I found another rendition of this online and so was able to make some
corrections to your original post.

Postera lux candente rubens surgebat Eoo,
After blushing light rose from the shining morning star

Solque volaturis fraena relaxat equis.

the sun loosens the reins of horses about to fly.

Docta simul pubes aequat cum luce labores,
At the same time the learned woman (Elizabeth?) makes grown-up labors equal with light,

Iamque, ad opus Musas irrequieta vocat.
And now, restless, she calls the Muses to work.

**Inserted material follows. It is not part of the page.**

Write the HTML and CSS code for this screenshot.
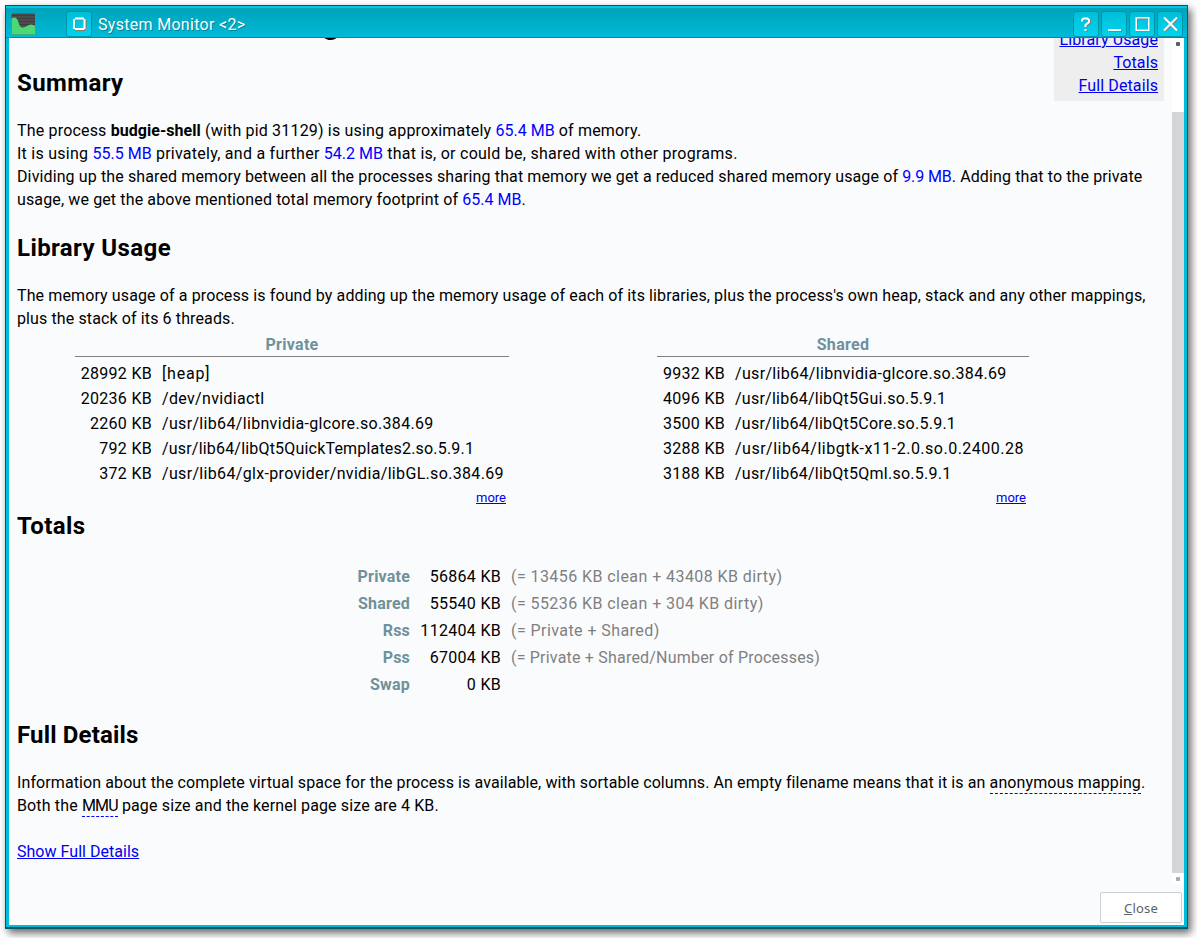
FILE: index.html
```html
<!DOCTYPE html>
<html lang="en">
<head>
<meta charset="utf-8">
<title>System Monitor</title>
<link rel="stylesheet" href="styles.css">
</head>
<body>
<div class="window">
  <header class="titlebar">
    <svg class="app-icon" width="24" height="22" viewBox="0 0 24 22"><rect x="0.500" y="0.500" width="23.500" height="21" rx="1" fill="#4d4d4d"/><path d="M1 2.500h23M1 5.500h23M1 8.500h23M1 11.500h23" stroke="#3d3d3d"/><path d="M0.500 6C2 4 5.500 3.500 7 8C8.500 13 9.500 14.500 12 14.500C15 14.500 17 11.500 20 11.500L24 12.500V21.500H0.500Z" fill="#4bd975"/></svg>
    <span class="tb-button pin"><svg width="26" height="26" viewBox="0 0 26 26"><path d="M9 9V18M20 9V18M9.500 8.500H19M9.500 19.500H19" stroke="#857e79" stroke-width="1.500" fill="none"/><path d="M8 8V18M18.500 8V18M9 7.500H18M9 18H18" stroke="#fff" stroke-width="2" fill="none"/></svg></span>
    <span class="title">System Monitor &lt;2&gt;</span>
    <div class="controls">
      <span class="tb-button"><svg width="26" height="26" viewBox="0 0 26 26"><g fill="none" stroke-width="2"><path d="M9.500 11V9.500L11 8H15L17 10V12L13.500 15V17M13.500 19V21" stroke="#857e79"/><path d="M9 10.500V9L10.500 7.500H14.500L16 9V11L12.500 14V16M12.500 18V20" stroke="#fff"/></g></svg></span>
      <span class="tb-button"><svg width="26" height="26" viewBox="0 0 26 26"><path d="M8 20H21" stroke="#857e79" stroke-width="2"/><path d="M7 19H20" stroke="#fff" stroke-width="2"/></svg></span>
      <span class="tb-button"><svg width="26" height="26" viewBox="0 0 26 26"><g fill="none"><rect x="8" y="7.500" width="12" height="12" stroke="#857e79" stroke-width="2"/><rect x="7.250" y="6.750" width="12.500" height="12.500" stroke="#fff" stroke-width="1.500"/></g></svg></span>
      <span class="tb-button"><svg width="26" height="26" viewBox="0 0 26 26"><g fill="none" stroke-width="2"><path d="M8 7.500L20.500 20M20.500 7.500L8 20" stroke="#857e79"/><path d="M7 6.500L20 19.500M20 6.500L7 19.500" stroke="#fff"/></g></svg></span>
    </div>
  </header>
  <div class="client">
    <div class="view">
      <main class="page">
        <h1>Process 31129 - budgie-shell</h1>
        <h2 class="h-summary">Summary</h2>
        <p><span class="s1">The process <b>budgie-shell</b> (with pid 31129) is using approximately <i>65.4 MB</i> of memory.</span><br>
        <span class="s2">It is using <i>55.5 MB</i> privately, and a further <i>54.2 MB</i> that is, or could be, shared with other programs.</span><br>
        <span class="s3">Dividing up the shared memory between all the processes sharing that memory we get a reduced shared memory usage of <i>9.9 MB</i>. Adding that to the private</span><br>
        <span class="s4">usage, we get the above mentioned total memory footprint of <i>65.4 MB</i>.</span></p>
        <h2 class="h-library">Library Usage</h2>
        <p class="s5">The memory usage of a process is found by adding up the memory usage of each of its libraries, plus the process's own heap, stack and any other mappings,<br>
        plus the stack of its 6 threads.</p>
        <div class="libraries">
          <section class="lib private">
            <h3>Private</h3>
            <dl>
              <dt>28992 KB</dt><dd class="heap">[heap]</dd>
              <dt>20236 KB</dt><dd>/dev/nvidiactl</dd>
              <dt>2260 KB</dt><dd>/usr/lib64/libnvidia-glcore.so.384.69</dd>
              <dt>792 KB</dt><dd class="tight">/usr/lib64/libQt5QuickTemplates2.so.5.9.1</dd>
              <dt>372 KB</dt><dd>/usr/lib64/glx-provider/nvidia/libGL.so.384.69</dd>
            </dl>
            <div class="more"><a>more</a></div>
          </section>
          <section class="lib shared">
            <h3>Shared</h3>
            <dl>
              <dt>9932 KB</dt><dd>/usr/lib64/libnvidia-glcore.so.384.69</dd>
              <dt>4096 KB</dt><dd class="qt">/usr/lib64/libQt5Gui.so.5.9.1</dd>
              <dt>3500 KB</dt><dd class="qt">/usr/lib64/libQt5Core.so.5.9.1</dd>
              <dt>3288 KB</dt><dd class="loose">/usr/lib64/libgtk-x11-2.0.so.0.2400.28</dd>
              <dt>3188 KB</dt><dd class="qt">/usr/lib64/libQt5Qml.so.5.9.1</dd>
            </dl>
            <div class="more"><a>more</a></div>
          </section>
        </div>
        <h2 class="h-totals">Totals</h2>
        <div class="totals">
          <b>Private</b><span>56864 KB</span><em>(= 13456 KB clean + 43408 KB dirty)</em>
          <b>Shared</b><span>55540 KB</span><em>(= 55236 KB clean + 304 KB dirty)</em>
          <b>Rss</b><span>112404 KB</span><em>(= Private + Shared)</em>
          <b>Pss</b><span>67004 KB</span><em class="tight">(= Private + Shared/Number of Processes)</em>
          <b>Swap</b><span>0 KB</span><em></em>
        </div>
        <h2 class="h-details">Full Details</h2>
        <p class="s7">Information about the complete virtual space for the process is available, with sortable columns. An empty filename means that it is an <abbr>anonymous mapping</abbr>.<br>
        <span class="s8">Both the <abbr class="mmu">MMU</abbr> page size and the kernel page size are 4 KB.</span></p>
        <p class="show"><a>Show Full Details</a></p>
      </main>
      <nav class="toc"><a>Library Usage</a><a>Totals</a><a>Full Details</a></nav>
      <div class="scrollbar"><div class="cap top"></div><div class="thumb"></div><div class="cap bottom"></div></div>
    </div>
    <footer><button class="close"><u>C</u>lose</button></footer>
  </div>
</div>
</body>
</html>
```
FILE: styles.css
```css
* { box-sizing: border-box; }
body {
  margin: 0;
  padding: 5px;
  height: 938px;
  overflow: hidden;
  background: #fff;
  color: #000;
  font: 16px/23px Roboto, "Noto Sans", sans-serif;
  letter-spacing: 0.3px;
  white-space: nowrap;
}
.window {
  display: flex;
  flex-direction: column;
  width: 1183px;
  height: 924px;
  padding: 0 3px 2px 3px;
  border: 1px solid #00596b;
  border-bottom-width: 2px;
  background: #00bcd8;
  box-shadow: 3px 4px 8px rgba(0, 0, 0, 0.6);
}
.titlebar {
  display: flex;
  flex: 0 0 32px;
  align-items: center;
  margin: 0 -3px;
  padding: 2px 4px 0 5px;
  border-top: 2px solid #00c8e4;
  border-bottom: 1px solid #008ba0;
  background: linear-gradient(#00a3ba, #00bad7);
}
.app-icon { flex: none; margin: 0 31px 0 0; }
.tb-button {
  flex: none;
  width: 26px;
  height: 26px;
  border-radius: 3px;
  background: linear-gradient(#00bdd8, #00d5ef);
  box-shadow: inset 0 0 0 1px #0094aa;
}
.tb-button svg { display: block; }
.title { margin-left: 6px; padding-top: 2px; color: #fff; text-shadow: 1px 1px 0 #00829a; }
.controls { display: flex; gap: 2px; margin-left: auto; }
.client { display: flex; flex: 1; flex-direction: column; min-height: 0; background: #fafbfd; }
.view { position: relative; display: flex; flex: 0 0 846px; overflow: hidden; }
.page { flex: 1; min-width: 0; padding-left: 8px; }
h1, h2, h3, p, dl, dd { margin: 0; }
h1 { height: 8px; font-size: 32px; line-height: 8px; margin-top: -19px; }
h2 { margin: 19px 0; padding-top: 1px; height: 35px; font-size: 24px; line-height: 35px; letter-spacing: 0.4px; }
.h-summary { margin-top: 38px; }
.h-details { letter-spacing: 0.15px; }
i { color: #00f; font-style: normal; letter-spacing: 0; }
a { color: #00e; text-decoration: underline; }
.s1 { letter-spacing: 0.18px; }
.s1 b { letter-spacing: 0.05px; }
.s2 { letter-spacing: 0.26px; }
.s3 { letter-spacing: 0.12px; }
.s3 i { letter-spacing: -0.1px; }
.s4 { letter-spacing: 0.13px; }
.s5 { letter-spacing: 0.115px; }
.s7 { letter-spacing: 0.097px; }
.s8 { letter-spacing: 0.14px; }
.mmu { letter-spacing: -0.8px; }
.libraries { display: flex; align-items: flex-start; padding-left: 58px; gap: 148px; }
.lib { display: flex; flex-direction: column; }
.private { width: 434px; }
.shared { width: 372px; }
h3 {
  height: 27px;
  padding-top: 3px;
  border-bottom: 1px solid #808080;
  color: #6e919b;
  font-size: 16px;
  line-height: 23px;
  text-align: center;
}
dl { display: grid; grid-template-columns: 77px auto; column-gap: 10px; padding-top: 4px; line-height: 25px; }
.shared dl { grid-template-columns: 68px auto; }
dt { text-align: right; }
dd { letter-spacing: 0.33px; }
.heap { letter-spacing: 0.8px; }
.tight { letter-spacing: 0.19px; }
.qt { letter-spacing: 0.25px; }
.loose { letter-spacing: 0.49px; }
.more { padding: 1px 3px 0 0; height: 22px; font-size: 13px; line-height: 22px; letter-spacing: 0; text-align: right; }
.h-totals { margin: 0 0 20px; }
.totals { display: grid; grid-template-columns: 393px 81px auto; column-gap: 10px; line-height: 27px; }
.totals b { color: #6e919b; letter-spacing: 0.2px; text-align: right; }
.totals span { text-align: right; }
.totals em { color: #808080; font-style: normal; letter-spacing: 0.43px; }
.totals em.tight { letter-spacing: 0.2px; }
abbr { padding-bottom: 1px; border-bottom: 1px dashed #00f; }
.show { margin-top: 23px; letter-spacing: 0.03px; }
.toc {
  position: absolute;
  top: -10px;
  right: 20px;
  width: 110px;
  padding-right: 6px;
  height: 73px;
  background: #eee;
  letter-spacing: 0.1px;
  text-align: right;
}
.toc a { display: block; }
.scrollbar { display: flex; flex: 0 0 12px; flex-direction: column; background: #fff; }
.thumb { height: 761px; background: #d2d6d7; }
.cap { display: flex; align-items: center; justify-content: center; }
.cap::after { content: ""; width: 4px; height: 4px; border-radius: 1px; background: #555d63; }
.cap.top { height: 74px; align-items: flex-start; padding-top: 4px; }
.cap.bottom { height: 11px; }
.cap.bottom::after { background: #a6abae; }
footer { display: flex; justify-content: flex-end; padding: 8px 2px 0 0; }
.close {
  width: 82px;
  height: 31px;
  padding: 0;
  border: 1px solid #ccd0d2;
  border-radius: 2px;
  background: #fff;
  color: #5c6268;
  font: 13px/28px "Noto Sans", sans-serif;
  letter-spacing: 0.2px;
}
```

Perquiritque scholas, sileantne, an garriat intus,
She makes diligent search for schools, are they silent, or does one chatter within,

Musarum stat magna domus: lapisundique coctus,
The great home of the Muses stands: hardened stone on all sides

Sublimis muro quadrifidusque decor.
Lofty four-part beauty of the wall.

Intus quinque scholae, dextraque in parte sacellum,
Within are five schools, and a little sanctuary on the right side,

Excellensque loci bibliotheca decus.
and an outstanding beautiful library.

Hic Latio quaecuncque sono, quaecunque Pelasgo,
Here the Muse spoken of has brought whatever things are from Latium
(Rome), whatever from Pelasgus (Greece),

Quaecunque ignotis Musa locuta modis,
whatever are of unknown kind.

Hic habitat quicquid doctus sudaverit orbis,
Here resides whatever of the world the learned man has labored hard for (sweat),

Quicquid ad incudem tempus et hora tulit
.
whatever to the anvil time and hour has brought.

Rex princepsque loci Stagirita sed aemulus illi

The king and prince of the place is the Stagirite (Aristotle) but his rival

Magnus saepe Plato bella cruenta movet.

the great Plato often moves bloody wars.